If you are going to build your own system from scratch putting together a complete build, here some things to think about. Just note, for the moment I’m assuming a traditional workstation type computer – we’ll talk about mobile solutions a bit later on in this Insight and you’re way more likely to build a desktop workstation that a laptop anyway!
- Case Size & Layout – With the DIY approach, the first thing you’ll have to do is decided on a case design. This sounds like an easy choice but there are decisions to be made – what kind/size of mother board can fit? Does it have built in cooling or do you need to install cooling? What’s the overall thermal design? What are the physical dimensions? Will it fit in your rack or underneath your desk?
- Cooling – I hinted at this above, but what kind of cooling will you be using? Traditional fans come in all shapes and sizes (and loudness). Can the case accommodate liquid cooling?
- Motherboard – this is a huge decision when it comes to a DIY build. Not only are you looking for a mother board that will marry to your case, you have to choose based on a myriad of technical factors – how many processor sockets does the motherboard have? Will it support only consumer level CPUs or can it support workstation class chips like Xeon’s? What is the memory configuration it supports (speed and type)? What other built-in controllers does it have – USB 3, Thunderbolt, SAS etc? How many PCI slots and at what bandwidth/type?
- Power – another big choice is the power supply for your system. Will it fit the case? What is the overall wattage? Is it enough to support the GPUs/cards you have planned? Motherboard manufacturers will often have recommendations for power supplies.
- Drivers/Software – While it might seem exciting to build your own system, you need to also consider the drivers for devices and other software for those devices and items. For example, does the Ethernet controller on the motherboard play well with your OS? This can be daunting as there are literally hundreds of combinations of hardware/software – go slowly and research before you buy.
- Other Considerations- In addition to the above items and things like PCI cards/GPUs etc. that should be pretty obvious, what else does the machine need? How will audio be handled? Do you need a soundcard? Is an optical drive or memory card reader needed?
I’ve just scratched the surface with some things to consider on a DIY build if ANY of the items or questions that I’ve asked seem the least bit intimidating, please put your faith and your money in the hands of professionals and order a turn key system to your specifications.
Your time & not going crazy trying to configure a system are important considerations!
No matter if you’re going to build a DIY system or just configure one from a reputable system builder or computer maker, there is still a lot to think about and the first stop after you choose a basic system is most likely going to be the processors that the system uses.
Most often this choice comes down to choosing a consumer/prosumer level processor like an Intel Core i5/i7 or a workstation class processor like an Intel Xeon.
With mobile solutions and all in one’s, most likely that choice is already made for you – consumer level processor.
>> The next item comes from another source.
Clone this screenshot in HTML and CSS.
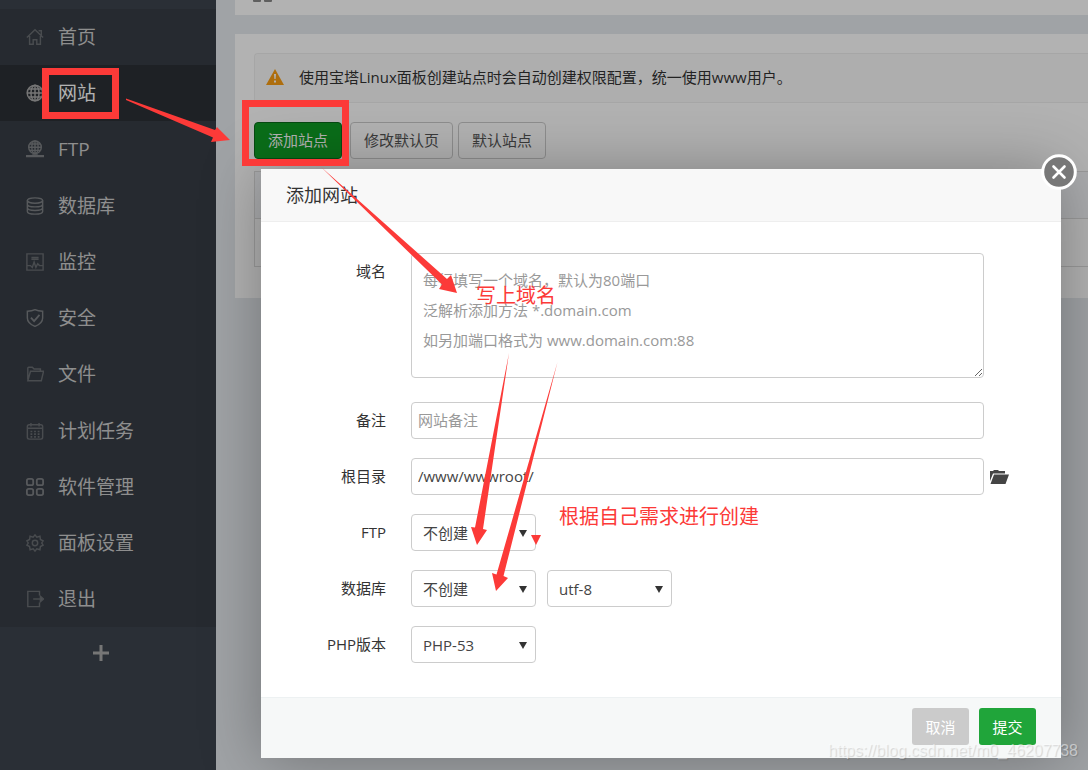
FILE: index.html
```html
<!DOCTYPE html>
<html lang="zh-CN">
<head>
<meta charset="utf-8">
<title>添加网站</title>
<link rel="stylesheet" href="styles.css">
</head>
<body>
<div class="app">
  <nav class="sidebar">
    <ul class="menu">
      <li><a class="menu-item" href="#"><svg class="icon dim" viewBox="0 0 20 20"><path d="M1 10.500 10 2l9 8.500M14 3h3v5M4 9v9h4v-5h4v5h4V9"/></svg>首页</a></li>
      <li><a class="menu-item active" href="#"><svg class="icon" viewBox="0 0 20 20"><circle cx="10" cy="10" r="8.700"/><ellipse cx="10" cy="10" rx="4.500" ry="8.700"/><path d="M10 1v18M1 10h18M3 5.500h14M3 14.500h14"/></svg>网站</a></li>
      <li><a class="menu-item" href="#"><svg class="icon" viewBox="0 0 20 20"><circle cx="10" cy="8" r="7"/><ellipse cx="10" cy="8" rx="3.500" ry="7"/><path d="M10 1v14M3 8h14M4 4.500h12M4 11.500h12"/><path d="M0 18h20M7 17h6" stroke-width="2.400"/></svg>FTP</a></li>
      <li><a class="menu-item" href="#"><svg class="icon" viewBox="0 0 20 20"><ellipse cx="10" cy="4" rx="8.500" ry="3"/><path d="M1.500 4v12c0 4 17 4 17 0V4M1.500 8c0 4 17 4 17 0M1.500 12c0 4 17 4 17 0"/></svg>数据库</a></li>
      <li><a class="menu-item" href="#"><svg class="icon dim" viewBox="0 0 20 20"><path d="M1 1h18v18H1zM6 5h8M6 7h8M1 14h4l2 2 2-6 2 6 2-4 2 2h4"/></svg>监控</a></li>
      <li><a class="menu-item" href="#"><svg class="icon" viewBox="0 0 20 20"><path d="M10 .8C7 2.300 4 2.500 1.500 2.500V10c0 5 4 7.500 8.500 9.300 4.500-1.800 8.500-4.300 8.500-9.300V2.500C16 2.500 13 2.300 10 .8Z"/><path d="m5.500 9.500 3.500 4 6-7" stroke-width="2"/></svg>安全</a></li>
      <li><a class="menu-item" href="#"><svg class="icon dim" viewBox="0 0 20 20"><path d="M2 16V3.500Q2 2.500 3 2.500h4l2 2h7v2.500M5 7h14.500L17 17.500H2z"/></svg>文件</a></li>
      <li><a class="menu-item" href="#"><svg class="icon dim" viewBox="0 0 20 20"><rect x="1.500" y="3" width="17" height="16" rx="2"/><path d="M1.500 7h17M5.500 1v4M14.500 1v4"/><path d="M5 10.500h10M5 13.500h10M5 16.500h10" stroke-dasharray="2 2" stroke-width="1.800"/></svg>计划任务</a></li>
      <li><a class="menu-item" href="#"><svg class="icon" viewBox="0 0 20 20"><g stroke-width="2"><rect x="1" y="1" width="7" height="7" rx="2"/><rect x="12" y="1" width="7" height="7" rx="2"/><rect x="1" y="12" width="7" height="7" rx="2"/><rect x="12" y="12" width="7" height="7" rx="2"/></g></svg>软件管理</a></li>
      <li><a class="menu-item" href="#"><svg class="icon dim" viewBox="0 0 20 20"><path d="M8 3.500 10 1l2 2.500 3.500-1 .5 3.500 3 1.500L17.500 10l1.500 2.500-3 1.500-.5 3.500-3.500-1L10 19l-2-2.500-3.500 1L4 14l-3-1.500L2.500 10 1 7.500 4 6l.5-3.500z"/><circle cx="10" cy="10" r="3"/></svg>面板设置</a></li>
      <li><a class="menu-item" href="#"><svg class="icon dim" viewBox="0 0 20 20"><path d="M15 6V1.500H2v17h13V14" /><path d="M8 10h9"/><path d="m16 7 3.500 3-3.500 3z" fill="#70747a"/></svg>退出</a></li>
    </ul>
    <button class="menu-add" type="button" aria-label="添加菜单"><svg viewBox="0 0 16 16"><path d="M8 0v16M0 8h16"/></svg></button>
  </nav>
  <main class="content">
    <div class="topbar"><svg class="crumb" viewBox="0 0 20 3"><path d="M0 0h8v1q0 1-1 1H1Q0 2 0 1zM11 0h8v1q0 1-1 1h-6q-1 0-1-1z"/></svg></div>
    <section class="panel">
      <div class="notice">
        <svg class="warn" viewBox="0 0 18 16"><path d="M9 0 18 16H0z" fill="#fa9e15"/><path d="M8 5h2l-.4 5H8.400zM8 11.500h2v2H8z" fill="#fff"/></svg>
        <p>使用宝塔Linux面板创建站点时会自动创建权限配置，统一使用www用户。</p>
      </div>
      <div class="toolbar">
        <button class="btn btn-add" type="button">添加站点</button>
        <button class="btn" type="button">修改默认页</button>
        <button class="btn" type="button">默认站点</button>
      </div>
      <div class="site-list"><div class="list-head"></div><div class="list-row"></div></div>
    </section>
  </main>
</div>
<div class="shade"></div>

<form class="dialog" role="dialog" aria-labelledby="dialog-title">
  <header class="dialog-head"><h1 id="dialog-title">添加网站</h1></header>
  <button class="close" type="button" aria-label="关闭"><svg viewBox="0 0 36 36"><circle cx="18" cy="18" r="16.300" fill="#787878" stroke="#fff" stroke-width="3"/><path d="m12.500 12.500 11 11M23.500 12.500l-11 11" stroke="#fff" stroke-width="2.600"/></svg></button>
  <div class="fields">
    <div class="field field-tall">
      <label for="domain">域名</label>
      <textarea class="control" id="domain" placeholder="每行填写一个域名，默认为80端口&#10;泛解析添加方法 *.domain.com&#10;如另加端口格式为 www.domain.com:88"></textarea>
    </div>
    <div class="field">
      <label for="note">备注</label>
      <input class="control" id="note" type="text" placeholder="网站备注">
    </div>
    <div class="field">
      <label for="root">根目录</label>
      <input class="control" id="root" type="text" value="/www/wwwroot/">
      <button class="browse" type="button" aria-label="选择目录"><svg viewBox="0 0 20 16"><path d="M1 12V2h3l1-1h4l1 1h6v2.500H4zM5 5.500h15L16.500 15H1.500z" fill="#444"/></svg></button>
    </div>
    <div class="field">
      <label for="ftp">FTP</label>
      <span class="pick"><select class="control" id="ftp"><option>不创建</option></select></span>
    </div>
    <div class="field">
      <label for="db">数据库</label>
      <div class="picks">
        <span class="pick"><select class="control" id="db"><option>不创建</option></select></span>
        <span class="pick"><select class="control" aria-label="编码"><option>utf-8</option></select></span>
      </div>
    </div>
    <div class="field">
      <label for="php">PHP版本</label>
      <span class="pick"><select class="control" id="php"><option>PHP-53</option></select></span>
    </div>
  </div>
  <footer class="dialog-foot">
    <button class="action cancel" type="button">取消</button>
    <button class="action submit" type="submit">提交</button>
  </footer>
</form>

<div class="notes">
  <svg class="marks" viewBox="0 0 1088 770" width="1088" height="770">
    <g fill="none" stroke="#fc3a38" stroke-width="7"><rect x="45.500" y="71.500" width="70" height="44"/><rect x="245.500" y="103.500" width="100" height="59"/></g>
    <g fill="#fc3a38">
      <path d="M126 98.500 215 130 217 127 230 140 211 142 213 137.500 126 100z"/>
      <path d="M320.500 166.500 447 279 451 275 457 293 439 289 442 284.500z"/>
      <path d="M509 353 483 529 487 530 477 545 471 527 475 527.500z"/>
      <path d="M557.500 362 503.500 576 508 578 496 591 492 573 496.500 574.500z"/>
      <path d="M531 535h10l-5 10z"/>
    </g>
  </svg>
  <p class="note note-domain">写上域名</p>
  <p class="note note-create">根据自己需求进行创建</p>
  <p class="watermark">https://blog.csdn.net/m0_46207738</p>
</div>
</body>
</html>
```
FILE: styles.css
```css
* { box-sizing: border-box; }
body, h1, p, ul { margin: 0; padding: 0; }
body {
  font: 15px/20px "Open Sans", "Noto Sans CJK SC", sans-serif;
  color: #333;
  min-height: 100vh;
  overflow: hidden;
  position: relative;
}
button, input, select, textarea { font: inherit; color: inherit; }
button { padding: 0; border: 0; background: none; }

.app { display: flex; min-height: 100vh; background: #e5eaee; }
.sidebar { flex: 0 0 216px; padding-top: 9px; background: #3d444e; }
.menu { list-style: none; }
.menu li { padding-bottom: 0; background: #373d45; }
.menu li:nth-child(3), .menu li:nth-child(7) { padding-bottom: 1px; }
.menu-item {
  display: flex;
  align-items: center;
  gap: 14px;
  height: 56px;
  padding-left: 26px;
  color: #ccc;
  font-size: 19px;
  text-decoration: none;
}
.menu-item.active { background: #2c3035; color: #fff; }
.icon { width: 18px; height: 18px; fill: none; stroke: #7d8084; stroke-width: 1.600; }
.icon.dim { stroke: #696d72; }
.active .icon { stroke: #aaa; }
.menu-add { display: block; width: 201px; height: 48px; }
.menu-add svg { width: 16px; height: 16px; stroke: #aaa; stroke-width: 3; vertical-align: middle; }

.content { flex: 1; min-width: 0; padding-left: 19px; }
.topbar { height: 15px; padding-left: 18px; background: #fff; }
.crumb { display: block; width: 20px; height: 3px; fill: #888; }
.panel { margin-top: 19px; padding: 19px 0 31px 19px; background: #fff; }
.notice {
  display: flex;
  align-items: center;
  gap: 15px;
  height: 50px;
  padding: 0 0 2px 11px;
  border: 1px solid #eee;
  border-right: 0;
  border-radius: 4px 0 0 4px;
  background: #fafafa;
  color: #333;
}
.warn { width: 18px; height: 16px; }
.toolbar { display: flex; gap: 5px; margin: 19px 0 12px; }
.btn {
  height: 37px;
  padding: 0 13px 2px;
  border: 1px solid #ccc;
  border-radius: 4px;
  color: #555;
}
.btn-add { margin-right: 3px; border-color: #0b6a1b; background: #0f9e24; color: #fff; }
.site-list { border: 1px solid #ddd; border-right: 0; }
.list-head { height: 47px; border-bottom: 1px solid #ddd; background: #f5f6fa; }
.list-row { height: 47px; }

.shade { position: absolute; inset: 0; background: rgba(0, 0, 0, .3); }

.dialog {
  position: absolute;
  top: 169px;
  left: 261px;
  right: 27px;
  border-radius: 2px;
  background: #fff;
  box-shadow: 1px 1px 63px rgba(0, 0, 0, .3);
}
.dialog-head { padding: 16px 25px; border-bottom: 1px solid #eee; background: #f8f8f8; }
.dialog-head h1 { font-size: 18px; font-weight: 400; line-height: 20px; }
.close { position: absolute; top: -15px; right: -16px; width: 36px; height: 36px; }
.close svg { display: block; fill: none; stroke-linecap: round; }

.fields { display: flex; flex-direction: column; gap: 19px; padding: 31px 25px 34px; }
.field { display: grid; grid-template-columns: 100px 1fr 52px; align-items: center; }
.field label { padding-bottom: 2px; text-align: right; }
.field .control, .picks { margin-left: 25px; }
.field-tall { align-items: start; margin-bottom: 5px; }
.field-tall label { padding-top: 8px; }
.control {
  height: 37px;
  padding: 0 6px 1px;
  border: 1px solid #ccc;
  border-radius: 4px;
  background: #fff;
  color: #444;
}
.control::placeholder { color: #999; }
textarea.control { display: block; height: 125px; padding: 11px; line-height: 30px; }
.pick { position: relative; justify-self: start; }
.pick .control { display: block; width: 125px; padding: 0 11px; appearance: none; }
.pick::after {
  content: "";
  position: absolute;
  right: 9px;
  top: 16px;
  border: 4px solid transparent;
  border-top: 7px solid #333;
  border-bottom: 0;
  pointer-events: none;
}
.picks { display: flex; gap: 11px; }
.picks .control { margin-left: 0; }
.browse { justify-self: start; margin-left: 5px; width: 20px; height: 16px; }
.browse svg { display: block; }

.dialog-foot {
  display: flex;
  justify-content: flex-end;
  gap: 10px;
  padding: 10px 25px 13px;
  border-top: 1px solid #edf1f2;
  background: #f6f8f8;
}
.action { width: 57px; height: 37px; border-radius: 3px; color: #fff; }
.cancel { background: #cbcbcb; }
.submit { background: #20a53a; }

.notes { position: absolute; inset: 0; pointer-events: none; }
.marks { position: absolute; top: 0; left: 0; }
.note { position: absolute; color: #fc3a38; font-size: 20px; line-height: 30px; white-space: nowrap; }
.note-domain { left: 476px; top: 281px; }
.note-create { left: 559px; top: 502px; }
.watermark {
  position: absolute;
  right: 10px;
  bottom: 9px;
  font: 16px/20px "Liberation Sans", Arial, sans-serif;
  color: rgba(255, 255, 255, .5);
  text-shadow: 1px 1px 1px rgba(0, 0, 0, .15);
}
```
While there are some new mobile solutions like the new HP ZBooks that feature Xeons in a mobile solution that’s the exception not the rule.
Here are some things to think about when it comes to choosing a processor:
- Cores – Generally speaking, the more cores the better! Consumer level processors are usually going to be dual or quad core while workstation processors can be 12, 14 or even 18+ cores. In addition, technologies like Intel’s hyper threading increase the amount of cores by virtualization so a 12 core processor can act like a 24 core processor.
- Clock Speed – Measured in GHz, you’ll generally see consumer class processors running at pretty high clock speeds of 3-4GHz+ and quite often these processors are overclocked for even more speed! Workstation level processors are generally a bit slower, but that is more a function of the number of cores that they support. The more cores a processor has, generally the slower the clock speed.
- Single or Dual Processor – While there are some motherboards that support dual consumer level processors (i5/i7) they’re pretty rare. You’ll most often find consumer level processors in a single chip configuration, while workstation class chips (Xeons) can be run in dual processor configuration. Obviously, having two processors increases overall performance.
- Memory Addressing – We’ll discuss RAM in a bit more detail in a moment, but another thing to consider with processor choice is how much memory can be addressed. While the details are a little mind numbing, with consumer level chips you’re not going to be able to address as much memory as you would with a workstation-class chip especially in a dual processor configuration.
Obviously, like most computer decisions, you have to balance cost vs. performance.
In my opinion, a super fast i7 processor is going to be a perfect match for a lot of systems and be very cost effective.
But, if you need the utmost in performance then a workstation class processor is really the smart choice – but more expensive – especially in a dual chip configuration.
Additionally, there is a balance between clock speed and number of cores.
As I mentioned, as you increase the number of cores (more expensive) clock speed usually goes down. So you have to find the right balance.
In my main rig, I’m currently running 2x 2690 v3 12 Core Xeons @ 2.6Ghz. The chips are amazing – fast and a ton of cores, but the configuration was also very expensive. With my assist station, and my home setup I have iMacs that run fast i7s (4Ghz) and those perform well but obviously not as well as their beefier cousins.